When it comes to China, Tesla already established a strong presence there. As of today, the company’s Shanghai Gigafactory is able to produce 250k cars per year, which is an increase from 150k per year. In addition, the company believes that it will be able to produce 1 million cars in Shanghai Gigafactory in the future.
Before the Q3 report, the street expected Tesla to deliver a total of around 740k cars in 2021. However, during the conference call when answering to the analyst question, Elon Muck hinted at the possibility of delivering around 840k to 1 million cars in 2021. Considering how fast the company is able to expand its capacity, it’s safe to say that that will be a realistic goal for Tesla to achieve. The street already began to raise its price target after the conference call and it’s safe to say that as long as deliveries continue to increase, the stock will continue to rise.
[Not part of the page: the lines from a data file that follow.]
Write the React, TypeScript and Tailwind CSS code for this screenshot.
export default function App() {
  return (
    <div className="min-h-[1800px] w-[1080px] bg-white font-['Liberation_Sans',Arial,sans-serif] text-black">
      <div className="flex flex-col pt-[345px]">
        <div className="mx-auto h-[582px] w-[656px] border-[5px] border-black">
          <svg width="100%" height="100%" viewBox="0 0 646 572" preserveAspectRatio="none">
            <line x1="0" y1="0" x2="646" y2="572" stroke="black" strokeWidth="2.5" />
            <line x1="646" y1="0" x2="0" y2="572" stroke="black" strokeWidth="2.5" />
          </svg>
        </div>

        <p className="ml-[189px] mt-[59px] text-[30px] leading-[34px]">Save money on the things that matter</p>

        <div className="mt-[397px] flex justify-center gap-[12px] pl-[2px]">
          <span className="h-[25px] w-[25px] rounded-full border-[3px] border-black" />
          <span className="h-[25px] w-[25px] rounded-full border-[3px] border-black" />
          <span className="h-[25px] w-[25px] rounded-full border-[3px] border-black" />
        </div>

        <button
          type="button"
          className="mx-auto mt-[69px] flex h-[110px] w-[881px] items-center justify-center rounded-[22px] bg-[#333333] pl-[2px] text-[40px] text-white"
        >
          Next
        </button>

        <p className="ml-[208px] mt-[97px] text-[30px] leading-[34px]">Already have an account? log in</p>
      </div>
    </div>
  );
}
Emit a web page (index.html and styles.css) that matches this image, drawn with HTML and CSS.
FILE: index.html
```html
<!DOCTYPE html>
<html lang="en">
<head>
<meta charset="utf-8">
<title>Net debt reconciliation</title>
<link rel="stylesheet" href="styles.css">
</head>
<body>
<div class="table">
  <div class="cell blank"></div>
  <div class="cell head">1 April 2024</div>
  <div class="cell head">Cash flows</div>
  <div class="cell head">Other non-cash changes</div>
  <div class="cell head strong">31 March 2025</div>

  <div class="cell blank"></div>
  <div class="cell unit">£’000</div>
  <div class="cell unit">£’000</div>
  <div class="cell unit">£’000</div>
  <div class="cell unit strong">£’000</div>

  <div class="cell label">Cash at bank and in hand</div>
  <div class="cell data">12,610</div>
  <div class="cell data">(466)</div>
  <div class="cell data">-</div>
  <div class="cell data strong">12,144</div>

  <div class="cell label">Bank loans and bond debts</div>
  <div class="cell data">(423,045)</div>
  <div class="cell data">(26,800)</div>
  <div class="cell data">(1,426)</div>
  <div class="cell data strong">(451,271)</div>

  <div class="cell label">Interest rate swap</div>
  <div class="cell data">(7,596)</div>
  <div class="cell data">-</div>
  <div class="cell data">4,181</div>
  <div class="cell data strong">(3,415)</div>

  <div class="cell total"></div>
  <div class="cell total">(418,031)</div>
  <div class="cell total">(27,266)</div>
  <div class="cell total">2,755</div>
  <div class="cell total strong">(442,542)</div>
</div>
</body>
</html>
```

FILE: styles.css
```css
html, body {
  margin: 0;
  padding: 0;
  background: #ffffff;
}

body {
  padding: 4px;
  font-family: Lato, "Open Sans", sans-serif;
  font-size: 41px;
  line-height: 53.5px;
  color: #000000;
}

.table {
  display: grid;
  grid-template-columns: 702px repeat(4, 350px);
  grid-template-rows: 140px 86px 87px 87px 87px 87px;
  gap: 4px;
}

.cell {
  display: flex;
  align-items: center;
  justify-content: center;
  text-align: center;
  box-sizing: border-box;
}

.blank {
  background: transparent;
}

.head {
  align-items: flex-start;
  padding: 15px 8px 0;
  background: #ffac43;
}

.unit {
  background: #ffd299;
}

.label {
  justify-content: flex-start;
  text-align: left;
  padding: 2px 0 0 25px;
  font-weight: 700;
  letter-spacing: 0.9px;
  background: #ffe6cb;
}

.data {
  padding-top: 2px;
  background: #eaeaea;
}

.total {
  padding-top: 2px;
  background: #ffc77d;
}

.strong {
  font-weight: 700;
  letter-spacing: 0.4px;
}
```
In the next decade, the goal of Tesla would be to substantially increase its capacity and be able to deliver 20 million cars per year by 2030. No one knows whether that will be the case, but as long as deliveries continue to increase and profit starts to arrive, the market will continue to believe in Tesla’s growth story and will ignore the traditional valuation ratios. For that reason, we believe that shorting Tesla’s stock even at the current price makes no sense, considering how many big short sellers already lost their fortune betting against the company. The reality is that Tesla is one of a kind company that will continue to expand. Considering this, we believe that if you want to short something, then there are better ideas with a more attractive risk/reward ratio out there.